## Given information
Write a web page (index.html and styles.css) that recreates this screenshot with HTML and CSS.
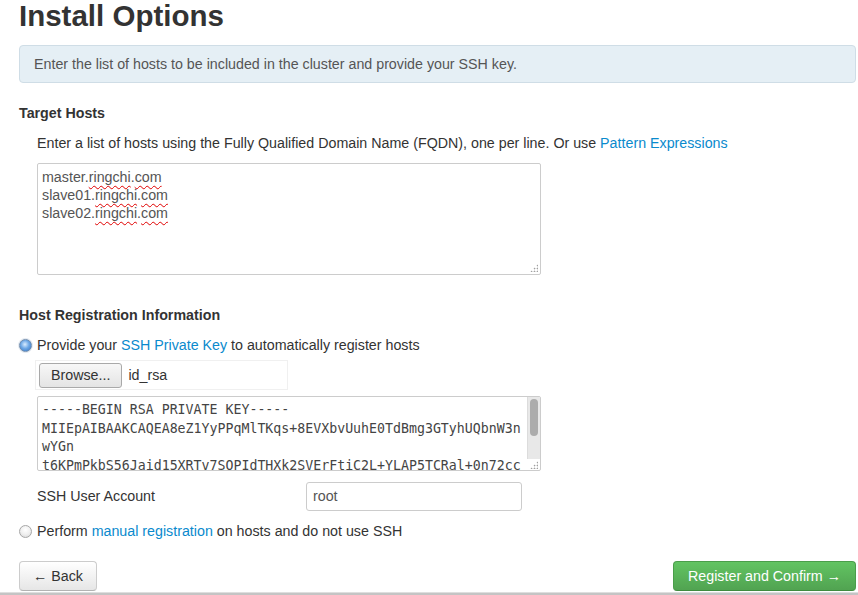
FILE: index.html
```html
<!DOCTYPE html>
<html>
<head>
<meta charset="utf-8">
<link rel="stylesheet" href="styles.css">
</head>
<body>
<div class="page">
  <h2 class="title">Install Options</h2>
  <div class="alert">Enter the list of hosts to be included in the cluster and provide your SSH key.</div>

  <h5 class="section">Target Hosts</h5>
  <p class="help">Enter a list of hosts using the Fully Qualified Domain Name (FQDN), one per line. Or use <a class="link" href="#">Pattern Expressions</a></p>
  <div class="textbox hosts"><div>master.<span class="sp">ringchi</span>.<span class="sp">com</span></div><div>slave01.<span class="sp">ringchi</span>.<span class="sp">com</span></div><div>slave02.<span class="sp">ringchi</span>.<span class="sp">com</span></div><span class="grip"></span></div>

  <h5 class="section reg">Host Registration Information</h5>
  <label class="radio-row"><span class="radio checked"></span><span>Provide your <a class="link" href="#">SSH Private Key</a> to automatically register hosts</span></label>

  <div class="ssh-block">
    <div class="file-input">
      <span class="browse">Browse...</span>
      <span class="file-name">id_rsa</span>
    </div>
    <div class="keybox-wrap">
      <div class="textbox keybox"><div>-----BEGIN RSA PRIVATE KEY-----</div><div>MIIEpAIBAAKCAQEA8eZ1YyPPqMlTKqs+8EVXbvUuhE0TdBmg3GTyhUQbnW3n</div><div>wYGn</div><div>t6KPmPkbS56Jaid15XRTv7SOPIdTHXk2SVErFtiC2L+YLAP5TCRal+0n72cc</div></div>
      <span class="scrollbar"><span class="thumb"></span></span>
      <span class="grip key-grip"></span>
    </div>
    <div class="user-row">
      <span class="user-label">SSH User Account</span>
      <span class="user-input">root</span>
    </div>
  </div>

  <label class="radio-row manual"><span class="radio"></span><span>Perform <a class="link" href="#">manual registration</a> on hosts and do not use SSH</span></label>

  <div class="actions">
    <a class="btn btn-back" href="#">&larr; Back</a>
    <a class="btn btn-success" href="#">Register and Confirm &rarr;</a>
  </div>
</div>
<div class="bottom-bar"></div>
</body>
</html>
```
FILE: styles.css
```css
html, body {
  margin: 0;
  padding: 0;
  background: #ffffff;
  overflow: hidden;
}
body {
  font-family: "Liberation Sans", Arial, sans-serif;
  font-size: 14.25px;
  line-height: 20px;
  color: #333333;
}
.page {
  padding: 0 2px 0 19px;
}
.title {
  margin: 0;
  font-size: 29.5px;
  line-height: 32px;
  font-weight: bold;
  color: #333333;
}
.alert {
  margin-top: 13px;
  padding: 8px 14px;
  background: #e5eff5;
  border: 1px solid #cfdde6;
  border-radius: 4px;
  color: #555555;
}
.section {
  margin: 20px 0 0;
  font-size: 14.25px;
  line-height: 20px;
  font-weight: bold;
  color: #333333;
}
.section.reg {
  margin-top: 30px;
}
.help {
  margin: 10px 0 0 18px;
  color: #333333;
}
.link {
  color: #0a8acd;
  text-decoration: none;
}
.textbox {
  position: relative;
  box-sizing: border-box;
  border: 1px solid #cccccc;
  border-radius: 2px;
  background: #ffffff;
  color: #555555;
  white-space: nowrap;
}
.hosts {
  margin: 10px 0 0 18px;
  width: 504px;
  height: 112px;
  padding: 4px 4px;
  font-size: 14.25px;
  line-height: 18px;
}
.sp {
  text-decoration: underline wavy #e00000;
  text-decoration-thickness: 1px;
  text-underline-offset: 3px;
  text-decoration-skip-ink: none;
}
.grip {
  position: absolute;
  right: 2px;
  bottom: 2px;
  width: 8px;
  height: 8px;
  background-image: radial-gradient(circle, #a0a0a0 0.8px, transparent 1.1px);
  background-size: 3px 3px;
  clip-path: polygon(100% 0, 100% 100%, 0 100%);
}
.radio-row {
  display: flex;
  align-items: center;
  gap: 5px;
  margin-top: 10px;
  height: 20px;
}
.radio {
  box-sizing: border-box;
  width: 13px;
  height: 13px;
  border-radius: 50%;
  border: 1px solid #a7a7a7;
  background: radial-gradient(circle at 50% 35%, #ffffff 0%, #f0f0f0 50%, #d6d6d6 100%);
  flex: none;
}
.radio.checked {
  border-color: #6f8cad;
  background: radial-gradient(circle at 45% 40%, #d9ecff 0%, #6ea8e6 45%, #2f6fc0 100%);
  box-shadow: 0 0 0 1px #e3e9f0;
}
.ssh-block {
  margin-left: 18px;
}
.file-input {
  display: flex;
  align-items: center;
  box-sizing: border-box;
  margin: 5px 0 0 -2px;
  width: 253px;
  height: 30px;
  padding: 0 0 0 3px;
  border: 1px solid #f0f0f0;
}
.browse {
  box-sizing: border-box;
  height: 25px;
  padding: 0 11px;
  line-height: 23px;
  border: 1px solid #a9a9a9;
  border-radius: 3px;
  background: linear-gradient(#f7f7f7, #e4e4e4);
  color: #333333;
}
.file-name {
  margin-left: 6px;
  color: #333333;
}
.keybox-wrap {
  position: relative;
  margin-top: 6px;
  width: 504px;
}
.keybox {
  width: 504px;
  height: 75px;
  padding: 4px 18px 0 4px;
  font-family: "DejaVu Sans Mono", "Liberation Mono", monospace;
  font-size: 13.25px;
  line-height: 18.7px;
  color: #444444;
}
.scrollbar {
  position: absolute;
  top: 1px;
  right: 1px;
  bottom: 12px;
  width: 13px;
  background: #e8e8e8;
  border-left: 1px solid #dcdcdc;
  box-sizing: border-box;
}
.thumb {
  position: absolute;
  top: 2px;
  left: 2px;
  width: 8px;
  height: 37px;
  border-radius: 4px;
  background: #acacac;
}
.key-grip {
  right: 3px;
  bottom: 2px;
}
.user-row {
  display: flex;
  align-items: center;
  margin-top: 10px;
  height: 30px;
}
.user-label {
  width: 269px;
  color: #333333;
}
.user-input {
  box-sizing: border-box;
  width: 216px;
  height: 29px;
  padding: 0 6px;
  line-height: 27px;
  border: 1px solid #cccccc;
  border-radius: 3px;
  color: #555555;
}
.radio-row.manual {
  margin-top: 10px;
}
.actions {
  display: flex;
  justify-content: space-between;
  margin-top: 20px;
}
.btn {
  box-sizing: border-box;
  height: 30px;
  line-height: 28px;
  padding: 0;
  border-radius: 4px;
  text-decoration: none;
  font-size: 14.25px;
  white-space: nowrap;
  text-align: center;
}
.btn-back {
  width: 78px;
  color: #333333;
  border: 1px solid #cccccc;
  border-bottom-color: #b3b3b3;
  background: linear-gradient(#ffffff, #e6e6e6);
}
.btn-success {
  width: 183px;
  color: #ffffff;
  border: 1px solid #4a9e4a;
  border-bottom-color: #3f8c3f;
  background: linear-gradient(#62c462, #51a351);
}
.bottom-bar {
  margin-top: 1px;
  height: 4px;
  background: #c4c4c4;
  border-top: 1px solid #dedede;
  box-sizing: border-box;
}
```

## What is required
Leave out the pictures and output the rest of the material exactly as written.

## In response
Write a web page (index.html and styles.css) that recreates this screenshot with HTML and CSS.
FILE: index.html
```html
<!DOCTYPE html>
<html>
<head>
<meta charset="utf-8">
<link rel="stylesheet" href="styles.css">
</head>
<body>
<div class="page">
  <h2 class="title">Install Options</h2>
  <div class="alert">Enter the list of hosts to be included in the cluster and provide your SSH key.</div>

  <h5 class="section">Target Hosts</h5>
  <p class="help">Enter a list of hosts using the Fully Qualified Domain Name (FQDN), one per line. Or use <a class="link" href="#">Pattern Expressions</a></p>
  <div class="textbox hosts"><div>master.<span class="sp">ringchi</span>.<span class="sp">com</span></div><div>slave01.<span class="sp">ringchi</span>.<span class="sp">com</span></div><div>slave02.<span class="sp">ringchi</span>.<span class="sp">com</span></div><span class="grip"></span></div>

  <h5 class="section reg">Host Registration Information</h5>
  <label class="radio-row"><span class="radio checked"></span><span>Provide your <a class="link" href="#">SSH Private Key</a> to automatically register hosts</span></label>

  <div class="ssh-block">
    <div class="file-input">
      <span class="browse">Browse...</span>
      <span class="file-name">id_rsa</span>
    </div>
    <div class="keybox-wrap">
      <div class="textbox keybox"><div>-----BEGIN RSA PRIVATE KEY-----</div><div>MIIEpAIBAAKCAQEA8eZ1YyPPqMlTKqs+8EVXbvUuhE0TdBmg3GTyhUQbnW3n</div><div>wYGn</div><div>t6KPmPkbS56Jaid15XRTv7SOPIdTHXk2SVErFtiC2L+YLAP5TCRal+0n72cc</div></div>
      <span class="scrollbar"><span class="thumb"></span></span>
      <span class="grip key-grip"></span>
    </div>
    <div class="user-row">
      <span class="user-label">SSH User Account</span>
      <span class="user-input">root</span>
    </div>
  </div>

  <label class="radio-row manual"><span class="radio"></span><span>Perform <a class="link" href="#">manual registration</a> on hosts and do not use SSH</span></label>

  <div class="actions">
    <a class="btn btn-back" href="#">&larr; Back</a>
    <a class="btn btn-success" href="#">Register and Confirm &rarr;</a>
  </div>
</div>
<div class="bottom-bar"></div>
</body>
</html>
```
FILE: styles.css
```css
html, body {
  margin: 0;
  padding: 0;
  background: #ffffff;
  overflow: hidden;
}
body {
  font-family: "Liberation Sans", Arial, sans-serif;
  font-size: 14.25px;
  line-height: 20px;
  color: #333333;
}
.page {
  padding: 0 2px 0 19px;
}
.title {
  margin: 0;
  font-size: 29.5px;
  line-height: 32px;
  font-weight: bold;
  color: #333333;
}
.alert {
  margin-top: 13px;
  padding: 8px 14px;
  background: #e5eff5;
  border: 1px solid #cfdde6;
  border-radius: 4px;
  color: #555555;
}
.section {
  margin: 20px 0 0;
  font-size: 14.25px;
  line-height: 20px;
  font-weight: bold;
  color: #333333;
}
.section.reg {
  margin-top: 30px;
}
.help {
  margin: 10px 0 0 18px;
  color: #333333;
}
.link {
  color: #0a8acd;
  text-decoration: none;
}
.textbox {
  position: relative;
  box-sizing: border-box;
  border: 1px solid #cccccc;
  border-radius: 2px;
  background: #ffffff;
  color: #555555;
  white-space: nowrap;
}
.hosts {
  margin: 10px 0 0 18px;
  width: 504px;
  height: 112px;
  padding: 4px 4px;
  font-size: 14.25px;
  line-height: 18px;
}
.sp {
  text-decoration: underline wavy #e00000;
  text-decoration-thickness: 1px;
  text-underline-offset: 3px;
  text-decoration-skip-ink: none;
}
.grip {
  position: absolute;
  right: 2px;
  bottom: 2px;
  width: 8px;
  height: 8px;
  background-image: radial-gradient(circle, #a0a0a0 0.8px, transparent 1.1px);
  background-size: 3px 3px;
  clip-path: polygon(100% 0, 100% 100%, 0 100%);
}
.radio-row {
  display: flex;
  align-items: center;
  gap: 5px;
  margin-top: 10px;
  height: 20px;
}
.radio {
  box-sizing: border-box;
  width: 13px;
  height: 13px;
  border-radius: 50%;
  border: 1px solid #a7a7a7;
  background: radial-gradient(circle at 50% 35%, #ffffff 0%, #f0f0f0 50%, #d6d6d6 100%);
  flex: none;
}
.radio.checked {
  border-color: #6f8cad;
  background: radial-gradient(circle at 45% 40%, #d9ecff 0%, #6ea8e6 45%, #2f6fc0 100%);
  box-shadow: 0 0 0 1px #e3e9f0;
}
.ssh-block {
  margin-left: 18px;
}
.file-input {
  display: flex;
  align-items: center;
  box-sizing: border-box;
  margin: 5px 0 0 -2px;
  width: 253px;
  height: 30px;
  padding: 0 0 0 3px;
  border: 1px solid #f0f0f0;
}
.browse {
  box-sizing: border-box;
  height: 25px;
  padding: 0 11px;
  line-height: 23px;
  border: 1px solid #a9a9a9;
  border-radius: 3px;
  background: linear-gradient(#f7f7f7, #e4e4e4);
  color: #333333;
}
.file-name {
  margin-left: 6px;
  color: #333333;
}
.keybox-wrap {
  position: relative;
  margin-top: 6px;
  width: 504px;
}
.keybox {
  width: 504px;
  height: 75px;
  padding: 4px 18px 0 4px;
  font-family: "DejaVu Sans Mono", "Liberation Mono", monospace;
  font-size: 13.25px;
  line-height: 18.7px;
  color: #444444;
}
.scrollbar {
  position: absolute;
  top: 1px;
  right: 1px;
  bottom: 12px;
  width: 13px;
  background: #e8e8e8;
  border-left: 1px solid #dcdcdc;
  box-sizing: border-box;
}
.thumb {
  position: absolute;
  top: 2px;
  left: 2px;
  width: 8px;
  height: 37px;
  border-radius: 4px;
  background: #acacac;
}
.key-grip {
  right: 3px;
  bottom: 2px;
}
.user-row {
  display: flex;
  align-items: center;
  margin-top: 10px;
  height: 30px;
}
.user-label {
  width: 269px;
  color: #333333;
}
.user-input {
  box-sizing: border-box;
  width: 216px;
  height: 29px;
  padding: 0 6px;
  line-height: 27px;
  border: 1px solid #cccccc;
  border-radius: 3px;
  color: #555555;
}
.radio-row.manual {
  margin-top: 10px;
}
.actions {
  display: flex;
  justify-content: space-between;
  margin-top: 20px;
}
.btn {
  box-sizing: border-box;
  height: 30px;
  line-height: 28px;
  padding: 0;
  border-radius: 4px;
  text-decoration: none;
  font-size: 14.25px;
  white-space: nowrap;
  text-align: center;
}
.btn-back {
  width: 78px;
  color: #333333;
  border: 1px solid #cccccc;
  border-bottom-color: #b3b3b3;
  background: linear-gradient(#ffffff, #e6e6e6);
}
.btn-success {
  width: 183px;
  color: #ffffff;
  border: 1px solid #4a9e4a;
  border-bottom-color: #3f8c3f;
  background: linear-gradient(#62c462, #51a351);
}
.bottom-bar {
  margin-top: 1px;
  height: 4px;
  background: #c4c4c4;
  border-top: 1px solid #dedede;
  box-sizing: border-box;
}
```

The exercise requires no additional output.